One persistent myth in product circles is that more information equals more value. Somewhere along the way, a well-intentioned decision was made to show users everything at once. Every dataset, every tab, every metric all competing for attention on a single screen. The result, more often than not, is an interface that overwhelms rather than empowers.
The irony is that this approach achieves the opposite of its intent. More data doesn't produce more clarity. It produces more noise.
The science backs this up. Cognitive researchers have understood for decades that human working memory is a limited resource. Nelson Cowan's foundational work established that the brain can only hold a small number of information "chunks" at any given time. More recent research from Garavan, McElree, and Oberauer suggests that number may be as small as just one chunk. When an interface ignores these constraints, users don't become more productive. They slow down, make more errors, and spend more energy just trying to orient themselves.
Hick's Law established in 1952, reinforces the point. The more choices presented to a user, the longer it takes them to make a decision. This isn't a quirk of human laziness, it's a fundamental feature of how the brain processes information under load.
The good news is that the solution is well within reach. So, let's talk about space.
The Space Within Top
One of the most underutilized tools in interface design is empty space. Within a single view, whitespace does something that borders, dividers, and visual hierarchy alone can't. It gives the eye, and by extension, the brain, room to breathe.

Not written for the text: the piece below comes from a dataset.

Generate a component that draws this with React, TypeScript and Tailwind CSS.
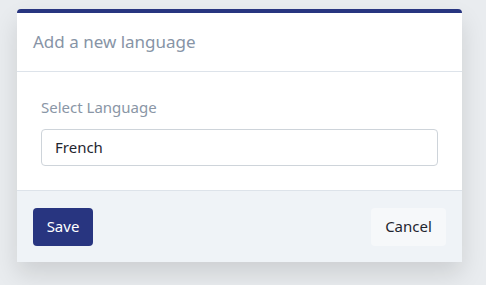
export default function App() {
  return (
    <div className="w-[486px] h-[285px] bg-[#e9ecef] pt-[9px] pl-[17px] font-['Noto_Sans',sans-serif] overflow-hidden">
      <div className="w-[445px] bg-white border-t-4 border-[#283580] rounded-t-[4px] shadow-[0_12px_24px_rgba(0,0,0,0.12)]">
        {/* header */}
        <div className="h-[59px] px-4 flex items-center border-b border-[#dde3ea]">
          <span className="text-[17px] text-[#8794a6]">Add a new language</span>
        </div>

        {/* body */}
        <div className="px-6 pt-[25px] pb-[24px] border-b border-[#dde3ea]">
          <div className="text-[15px] text-[#8a96a6] leading-5 mb-[12px]">Select Language</div>
          <div className="h-[37px] border border-[#ced4da] rounded-[4px] flex items-center px-[13px] text-[15px] text-[#1f2630]">
            French
          </div>
        </div>

        {/* footer */}
        <div className="h-[71px] bg-[#eff3f7] px-4 flex items-center justify-between">
          <button className="h-[38px] w-[60px] rounded-[4px] bg-[#283580] text-white text-[15px]">Save</button>
          <button className="h-[38px] w-[75px] rounded-[4px] bg-[#f6f8fa] text-[#1f2630] text-[15px]">Cancel</button>
        </div>
      </div>
    </div>
  );
}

Clean, open layouts reduce the effort required to parse information. They remove the visual clutter that forces users to work harder than they should. A well-placed margin or a generous line-height isn't a design indulgence. It's a deliberate act of clarity.
The Space Between Top
The same principle applies across views. Rather than presenting users with an overwhelming volume of information in a single screen, progressive disclosure distributes cognitive load across time. Each transition between views acts as a natural reset, allowing users to focus on one thing before moving to the next.
Hyperlinks are a simple but elegant illustration of this. A click takes the user somewhere new with a single, focused purpose. When used appropriately, that moment of transition isn't an unnecessary delay. It's a feature.
Of course, balance matters. Spread information across too many steps, and navigation becomes its own burden. Every unnecessary click is friction. The goal isn't to make information hard to get to. It's to sequence it thoughtfully, so that what users see at any given moment is exactly what they need without distracting fluff.
The Space-time Continuum Top
That leads me to an interesting observation. Density affects the perception of time in cognitive science just as it does in physics. The way gravity stretches time around massive celestial bodies — dense, complex interfaces actually feel slower to use. Not because the technology slows people down, but because the brain requires time to process what it's seeing. Cognitive overload creates a very real sense of drag.
Conversely, well-organized interfaces, where content is logically chunked and thoughtfully paced, feel faster and lighter, even when the underlying data is substantial. The experience of using them is simply easier, and ease translates directly into efficiency.
By respecting the brain's limits and designing with intention, we can create interfaces that not only look better but feel better to use. It's not about making things pretty. It's about making them work in harmony with how people think and process information.